_Materials provided_.

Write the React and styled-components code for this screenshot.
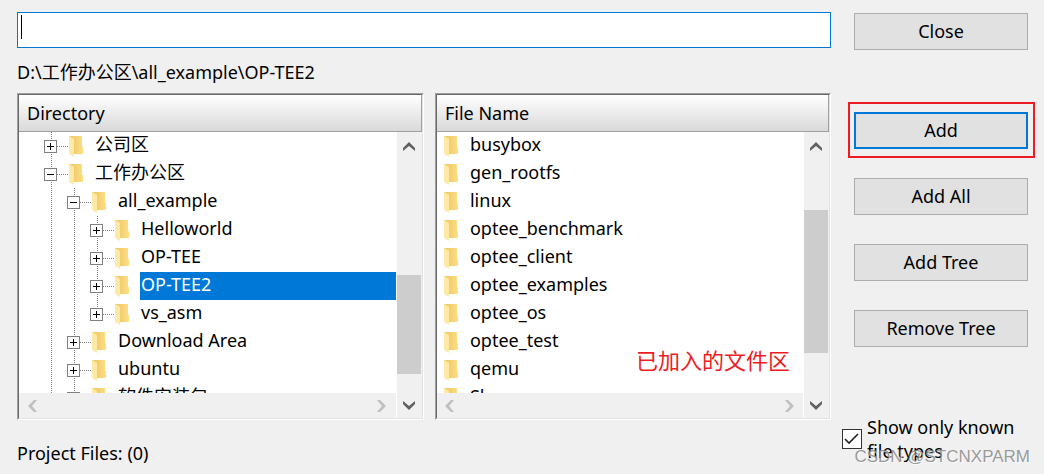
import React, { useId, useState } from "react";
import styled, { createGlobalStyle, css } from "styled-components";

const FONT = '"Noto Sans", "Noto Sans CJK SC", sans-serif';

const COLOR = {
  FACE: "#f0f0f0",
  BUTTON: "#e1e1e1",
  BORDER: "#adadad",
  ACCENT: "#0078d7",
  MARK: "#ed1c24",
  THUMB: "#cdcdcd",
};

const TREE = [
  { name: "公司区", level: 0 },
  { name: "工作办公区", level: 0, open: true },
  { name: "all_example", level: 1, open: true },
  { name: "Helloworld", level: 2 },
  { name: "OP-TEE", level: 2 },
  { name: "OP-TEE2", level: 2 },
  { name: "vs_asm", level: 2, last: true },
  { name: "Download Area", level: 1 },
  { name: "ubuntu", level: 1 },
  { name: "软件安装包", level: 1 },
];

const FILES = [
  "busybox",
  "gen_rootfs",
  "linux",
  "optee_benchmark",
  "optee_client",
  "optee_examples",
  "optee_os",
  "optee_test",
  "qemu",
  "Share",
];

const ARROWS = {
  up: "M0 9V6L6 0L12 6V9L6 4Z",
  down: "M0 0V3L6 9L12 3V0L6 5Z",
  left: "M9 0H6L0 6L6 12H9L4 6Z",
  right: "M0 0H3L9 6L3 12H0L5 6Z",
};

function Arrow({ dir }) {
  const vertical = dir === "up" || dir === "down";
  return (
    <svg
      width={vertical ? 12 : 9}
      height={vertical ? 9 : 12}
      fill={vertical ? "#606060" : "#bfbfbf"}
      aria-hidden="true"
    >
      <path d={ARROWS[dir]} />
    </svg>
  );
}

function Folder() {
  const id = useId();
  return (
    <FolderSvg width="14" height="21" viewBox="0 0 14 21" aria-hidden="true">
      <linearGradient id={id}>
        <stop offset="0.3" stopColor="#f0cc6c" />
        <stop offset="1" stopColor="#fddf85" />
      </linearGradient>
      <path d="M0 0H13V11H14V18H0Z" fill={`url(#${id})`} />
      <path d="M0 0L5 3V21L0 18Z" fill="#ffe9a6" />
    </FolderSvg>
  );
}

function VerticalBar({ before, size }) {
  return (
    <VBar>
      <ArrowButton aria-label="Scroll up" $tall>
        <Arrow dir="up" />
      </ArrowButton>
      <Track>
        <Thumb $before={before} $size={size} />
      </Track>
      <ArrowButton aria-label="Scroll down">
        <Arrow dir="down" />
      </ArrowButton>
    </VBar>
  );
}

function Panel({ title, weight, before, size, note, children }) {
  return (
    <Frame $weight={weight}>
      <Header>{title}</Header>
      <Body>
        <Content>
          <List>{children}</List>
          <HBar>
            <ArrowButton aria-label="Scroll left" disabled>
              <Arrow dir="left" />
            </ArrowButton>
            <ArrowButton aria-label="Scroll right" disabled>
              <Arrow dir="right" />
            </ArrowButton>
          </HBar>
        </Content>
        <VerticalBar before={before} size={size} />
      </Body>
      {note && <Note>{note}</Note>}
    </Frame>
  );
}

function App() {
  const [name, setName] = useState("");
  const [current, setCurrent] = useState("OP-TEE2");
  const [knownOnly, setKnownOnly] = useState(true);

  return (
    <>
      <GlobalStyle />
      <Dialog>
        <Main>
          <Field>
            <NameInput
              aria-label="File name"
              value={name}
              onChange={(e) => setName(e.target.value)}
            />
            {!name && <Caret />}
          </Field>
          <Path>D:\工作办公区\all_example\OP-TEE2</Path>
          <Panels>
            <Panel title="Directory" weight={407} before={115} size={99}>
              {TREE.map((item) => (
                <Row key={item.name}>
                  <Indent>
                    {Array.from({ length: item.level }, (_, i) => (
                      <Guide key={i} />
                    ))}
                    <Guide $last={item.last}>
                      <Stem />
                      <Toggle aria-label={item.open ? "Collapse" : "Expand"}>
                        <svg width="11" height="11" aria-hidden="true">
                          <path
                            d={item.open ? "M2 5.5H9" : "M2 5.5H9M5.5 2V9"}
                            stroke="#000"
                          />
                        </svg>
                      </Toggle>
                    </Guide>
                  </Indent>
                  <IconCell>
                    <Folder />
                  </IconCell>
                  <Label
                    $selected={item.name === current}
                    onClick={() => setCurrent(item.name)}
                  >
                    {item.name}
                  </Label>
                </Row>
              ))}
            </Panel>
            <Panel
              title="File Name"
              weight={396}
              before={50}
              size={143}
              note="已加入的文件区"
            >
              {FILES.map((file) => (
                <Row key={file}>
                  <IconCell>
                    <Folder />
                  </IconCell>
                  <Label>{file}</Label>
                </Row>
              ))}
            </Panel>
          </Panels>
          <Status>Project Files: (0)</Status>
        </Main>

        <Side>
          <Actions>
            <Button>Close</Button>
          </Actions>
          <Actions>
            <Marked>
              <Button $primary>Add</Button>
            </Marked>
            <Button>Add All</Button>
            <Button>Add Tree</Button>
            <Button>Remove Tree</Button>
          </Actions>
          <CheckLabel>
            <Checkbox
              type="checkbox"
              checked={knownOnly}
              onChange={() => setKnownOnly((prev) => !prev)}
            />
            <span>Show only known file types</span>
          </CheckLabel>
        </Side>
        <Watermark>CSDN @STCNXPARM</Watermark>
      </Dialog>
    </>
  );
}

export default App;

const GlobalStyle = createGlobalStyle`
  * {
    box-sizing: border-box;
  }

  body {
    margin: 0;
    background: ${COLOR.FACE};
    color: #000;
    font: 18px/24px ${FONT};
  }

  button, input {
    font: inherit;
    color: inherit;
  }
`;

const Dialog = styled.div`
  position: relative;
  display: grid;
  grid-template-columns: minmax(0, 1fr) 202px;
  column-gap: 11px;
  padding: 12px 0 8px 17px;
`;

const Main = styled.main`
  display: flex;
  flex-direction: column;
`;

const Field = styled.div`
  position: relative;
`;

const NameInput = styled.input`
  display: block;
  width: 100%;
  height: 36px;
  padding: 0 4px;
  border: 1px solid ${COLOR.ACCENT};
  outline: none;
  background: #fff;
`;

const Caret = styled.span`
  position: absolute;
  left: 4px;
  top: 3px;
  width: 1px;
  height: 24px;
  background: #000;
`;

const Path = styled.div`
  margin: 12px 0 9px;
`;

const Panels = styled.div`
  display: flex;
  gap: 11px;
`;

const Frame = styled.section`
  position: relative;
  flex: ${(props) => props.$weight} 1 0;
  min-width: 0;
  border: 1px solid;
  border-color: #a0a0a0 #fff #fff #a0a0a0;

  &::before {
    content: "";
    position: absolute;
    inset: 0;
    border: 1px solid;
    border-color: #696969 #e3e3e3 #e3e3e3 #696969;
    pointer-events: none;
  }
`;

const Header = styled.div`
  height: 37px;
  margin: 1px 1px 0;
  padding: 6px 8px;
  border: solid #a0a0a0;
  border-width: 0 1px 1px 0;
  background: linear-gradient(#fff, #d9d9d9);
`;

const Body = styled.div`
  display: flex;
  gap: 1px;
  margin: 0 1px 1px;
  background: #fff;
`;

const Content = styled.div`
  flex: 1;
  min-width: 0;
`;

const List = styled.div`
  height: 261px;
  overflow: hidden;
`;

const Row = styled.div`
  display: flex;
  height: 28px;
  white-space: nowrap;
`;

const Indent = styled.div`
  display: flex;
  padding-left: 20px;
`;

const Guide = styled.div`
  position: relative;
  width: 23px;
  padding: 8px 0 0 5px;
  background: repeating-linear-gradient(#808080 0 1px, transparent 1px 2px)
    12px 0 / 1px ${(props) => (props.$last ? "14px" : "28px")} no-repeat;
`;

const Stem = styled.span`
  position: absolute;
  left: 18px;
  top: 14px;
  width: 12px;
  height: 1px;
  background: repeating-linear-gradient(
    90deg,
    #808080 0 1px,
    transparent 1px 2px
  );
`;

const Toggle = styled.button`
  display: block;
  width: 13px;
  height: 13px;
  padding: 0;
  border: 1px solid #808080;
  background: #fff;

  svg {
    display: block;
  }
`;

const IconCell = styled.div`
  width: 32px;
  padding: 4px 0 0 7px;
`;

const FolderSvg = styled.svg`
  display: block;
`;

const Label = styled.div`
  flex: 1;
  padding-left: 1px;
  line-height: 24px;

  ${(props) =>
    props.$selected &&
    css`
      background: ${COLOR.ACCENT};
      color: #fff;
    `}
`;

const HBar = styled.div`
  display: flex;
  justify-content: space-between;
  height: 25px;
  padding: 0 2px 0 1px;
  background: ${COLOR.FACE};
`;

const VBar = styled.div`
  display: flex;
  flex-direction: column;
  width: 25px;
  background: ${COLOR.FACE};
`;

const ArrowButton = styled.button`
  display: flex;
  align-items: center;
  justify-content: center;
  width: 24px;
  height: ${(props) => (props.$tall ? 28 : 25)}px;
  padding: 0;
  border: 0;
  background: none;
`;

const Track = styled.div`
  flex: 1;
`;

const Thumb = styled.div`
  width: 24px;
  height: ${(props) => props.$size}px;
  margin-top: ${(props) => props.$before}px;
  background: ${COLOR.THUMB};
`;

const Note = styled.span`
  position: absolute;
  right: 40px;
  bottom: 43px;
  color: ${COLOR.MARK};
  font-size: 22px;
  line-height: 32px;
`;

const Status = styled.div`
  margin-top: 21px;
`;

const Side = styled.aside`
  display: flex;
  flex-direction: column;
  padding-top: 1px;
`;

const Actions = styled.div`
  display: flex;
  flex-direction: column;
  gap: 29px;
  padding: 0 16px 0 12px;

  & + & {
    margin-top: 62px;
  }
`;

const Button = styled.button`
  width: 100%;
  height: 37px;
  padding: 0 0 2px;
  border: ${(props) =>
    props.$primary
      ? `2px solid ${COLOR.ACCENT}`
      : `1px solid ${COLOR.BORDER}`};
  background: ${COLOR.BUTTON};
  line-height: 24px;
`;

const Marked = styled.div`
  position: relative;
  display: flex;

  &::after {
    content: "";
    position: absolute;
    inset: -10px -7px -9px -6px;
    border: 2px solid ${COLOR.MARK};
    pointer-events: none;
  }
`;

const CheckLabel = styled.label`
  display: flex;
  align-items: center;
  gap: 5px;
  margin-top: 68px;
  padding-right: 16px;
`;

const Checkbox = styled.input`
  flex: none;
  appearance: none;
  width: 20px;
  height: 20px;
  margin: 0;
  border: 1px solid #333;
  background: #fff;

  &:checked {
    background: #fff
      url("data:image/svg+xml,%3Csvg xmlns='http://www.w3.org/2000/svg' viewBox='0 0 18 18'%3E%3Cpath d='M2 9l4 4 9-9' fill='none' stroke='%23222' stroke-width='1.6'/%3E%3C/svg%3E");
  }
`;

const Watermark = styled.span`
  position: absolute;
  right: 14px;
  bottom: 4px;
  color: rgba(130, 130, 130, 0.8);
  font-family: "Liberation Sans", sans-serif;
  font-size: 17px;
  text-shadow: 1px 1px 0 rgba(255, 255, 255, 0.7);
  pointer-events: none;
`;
* * *
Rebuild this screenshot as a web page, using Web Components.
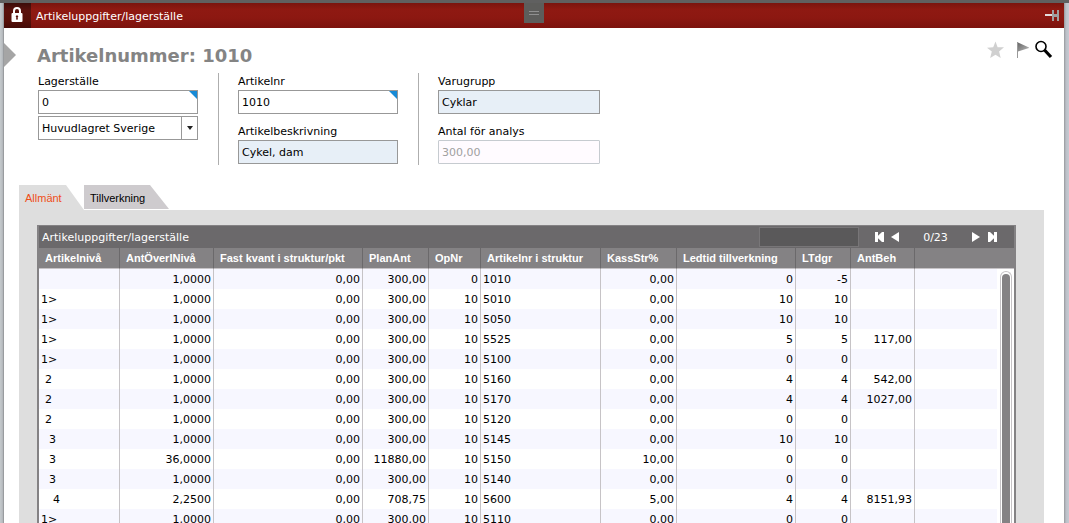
==
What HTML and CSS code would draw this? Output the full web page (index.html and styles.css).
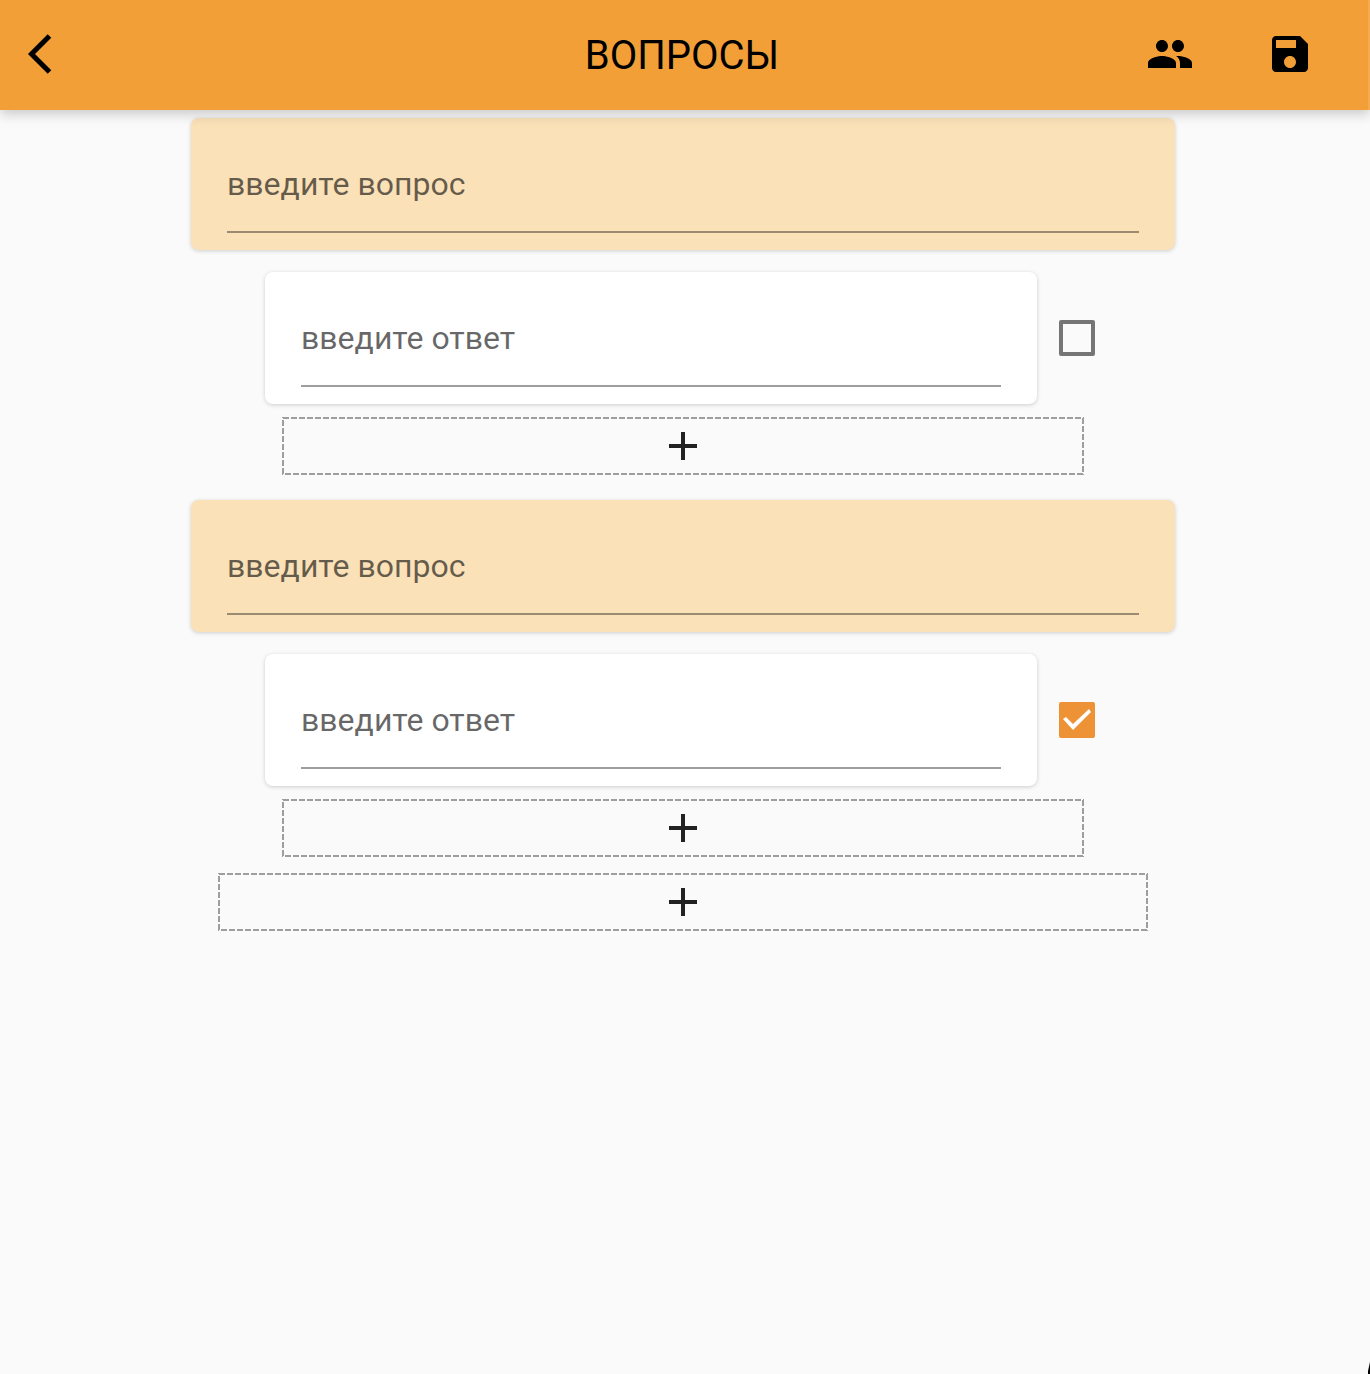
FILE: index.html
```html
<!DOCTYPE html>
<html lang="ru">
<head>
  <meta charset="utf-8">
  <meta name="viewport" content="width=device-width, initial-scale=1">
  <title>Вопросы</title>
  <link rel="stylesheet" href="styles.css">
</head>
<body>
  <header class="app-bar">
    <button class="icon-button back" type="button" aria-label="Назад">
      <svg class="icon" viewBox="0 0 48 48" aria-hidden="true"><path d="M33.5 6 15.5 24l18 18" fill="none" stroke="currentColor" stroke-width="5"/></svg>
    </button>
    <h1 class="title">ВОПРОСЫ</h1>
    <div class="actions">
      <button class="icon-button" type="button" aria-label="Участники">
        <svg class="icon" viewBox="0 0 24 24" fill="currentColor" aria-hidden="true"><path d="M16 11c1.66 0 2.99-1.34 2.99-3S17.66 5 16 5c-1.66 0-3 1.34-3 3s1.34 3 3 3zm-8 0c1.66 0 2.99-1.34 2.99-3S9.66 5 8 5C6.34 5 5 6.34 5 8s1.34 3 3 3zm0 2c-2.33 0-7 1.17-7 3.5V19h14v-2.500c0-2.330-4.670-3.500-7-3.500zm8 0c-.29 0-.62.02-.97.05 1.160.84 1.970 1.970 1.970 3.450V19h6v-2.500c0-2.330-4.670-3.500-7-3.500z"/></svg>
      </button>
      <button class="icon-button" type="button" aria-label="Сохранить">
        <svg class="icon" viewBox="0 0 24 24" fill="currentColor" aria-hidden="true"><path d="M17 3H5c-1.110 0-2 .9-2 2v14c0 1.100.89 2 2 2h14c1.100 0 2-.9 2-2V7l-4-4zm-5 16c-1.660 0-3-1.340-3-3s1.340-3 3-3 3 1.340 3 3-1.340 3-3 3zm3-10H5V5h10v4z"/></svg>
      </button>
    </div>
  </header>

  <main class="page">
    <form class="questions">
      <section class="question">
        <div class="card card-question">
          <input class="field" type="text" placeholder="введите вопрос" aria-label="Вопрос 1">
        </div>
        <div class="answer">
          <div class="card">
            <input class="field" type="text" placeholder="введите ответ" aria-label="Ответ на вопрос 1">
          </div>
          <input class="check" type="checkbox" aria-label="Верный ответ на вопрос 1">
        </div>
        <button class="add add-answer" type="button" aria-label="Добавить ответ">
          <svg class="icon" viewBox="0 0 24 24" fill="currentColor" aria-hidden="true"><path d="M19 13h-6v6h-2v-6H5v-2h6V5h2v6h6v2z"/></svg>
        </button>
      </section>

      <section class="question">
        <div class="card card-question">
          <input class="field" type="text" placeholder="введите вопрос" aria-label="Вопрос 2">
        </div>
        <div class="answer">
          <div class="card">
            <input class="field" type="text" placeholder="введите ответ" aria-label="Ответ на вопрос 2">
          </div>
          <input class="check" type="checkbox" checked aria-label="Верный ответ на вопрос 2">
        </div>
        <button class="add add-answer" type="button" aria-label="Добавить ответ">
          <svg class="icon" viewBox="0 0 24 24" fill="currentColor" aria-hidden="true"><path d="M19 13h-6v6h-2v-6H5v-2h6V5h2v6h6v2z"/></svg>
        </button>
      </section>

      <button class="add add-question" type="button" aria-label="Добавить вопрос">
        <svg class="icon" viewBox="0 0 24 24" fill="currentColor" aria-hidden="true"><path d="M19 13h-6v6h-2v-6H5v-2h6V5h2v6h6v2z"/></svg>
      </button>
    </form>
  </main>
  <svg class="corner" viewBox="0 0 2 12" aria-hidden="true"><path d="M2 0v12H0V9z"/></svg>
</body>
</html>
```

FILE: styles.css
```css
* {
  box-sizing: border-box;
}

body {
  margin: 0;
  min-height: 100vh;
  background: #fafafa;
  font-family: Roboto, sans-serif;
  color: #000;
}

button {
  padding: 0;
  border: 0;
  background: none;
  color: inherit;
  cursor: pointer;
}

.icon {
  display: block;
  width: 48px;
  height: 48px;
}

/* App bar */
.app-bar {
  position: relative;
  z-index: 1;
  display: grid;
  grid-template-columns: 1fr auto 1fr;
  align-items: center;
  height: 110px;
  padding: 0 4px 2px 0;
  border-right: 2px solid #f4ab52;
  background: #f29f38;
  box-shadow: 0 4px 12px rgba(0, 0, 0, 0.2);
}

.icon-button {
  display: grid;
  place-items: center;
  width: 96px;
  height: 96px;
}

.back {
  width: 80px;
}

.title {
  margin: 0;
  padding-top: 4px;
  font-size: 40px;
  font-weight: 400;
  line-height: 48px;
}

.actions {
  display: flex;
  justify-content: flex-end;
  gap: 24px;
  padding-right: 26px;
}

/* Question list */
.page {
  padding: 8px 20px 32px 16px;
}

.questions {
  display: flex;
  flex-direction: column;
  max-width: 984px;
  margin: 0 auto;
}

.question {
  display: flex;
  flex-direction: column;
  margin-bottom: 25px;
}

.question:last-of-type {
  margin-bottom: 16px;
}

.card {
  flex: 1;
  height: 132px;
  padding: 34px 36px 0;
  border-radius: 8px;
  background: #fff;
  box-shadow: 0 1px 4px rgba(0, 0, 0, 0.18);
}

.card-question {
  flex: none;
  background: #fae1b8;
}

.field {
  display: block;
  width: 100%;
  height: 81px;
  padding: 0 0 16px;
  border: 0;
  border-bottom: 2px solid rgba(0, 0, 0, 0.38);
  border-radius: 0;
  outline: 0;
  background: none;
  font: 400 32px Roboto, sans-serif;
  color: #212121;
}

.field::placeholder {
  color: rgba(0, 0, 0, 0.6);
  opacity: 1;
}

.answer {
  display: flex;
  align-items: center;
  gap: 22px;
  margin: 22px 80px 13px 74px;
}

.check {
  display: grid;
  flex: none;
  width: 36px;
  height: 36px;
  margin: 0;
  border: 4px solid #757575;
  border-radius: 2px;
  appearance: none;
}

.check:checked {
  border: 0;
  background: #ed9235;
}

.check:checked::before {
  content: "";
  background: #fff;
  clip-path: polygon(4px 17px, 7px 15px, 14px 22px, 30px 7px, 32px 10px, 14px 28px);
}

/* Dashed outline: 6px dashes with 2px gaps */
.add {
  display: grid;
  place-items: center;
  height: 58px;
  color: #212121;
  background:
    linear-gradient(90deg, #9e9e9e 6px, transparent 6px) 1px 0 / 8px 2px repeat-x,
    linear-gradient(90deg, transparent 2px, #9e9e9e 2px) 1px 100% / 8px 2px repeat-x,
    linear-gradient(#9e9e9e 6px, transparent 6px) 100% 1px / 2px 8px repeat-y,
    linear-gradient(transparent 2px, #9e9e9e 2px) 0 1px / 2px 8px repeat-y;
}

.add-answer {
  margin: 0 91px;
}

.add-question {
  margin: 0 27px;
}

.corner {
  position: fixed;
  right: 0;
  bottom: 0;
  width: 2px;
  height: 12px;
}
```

_Aim_.
Every line of the listing that holds "code" should be found and copied.

_Task solution_.
Write the React and styled-components code for this screenshot.
What HTML and CSS code would draw this? Output the full web page (index.html and styles.css).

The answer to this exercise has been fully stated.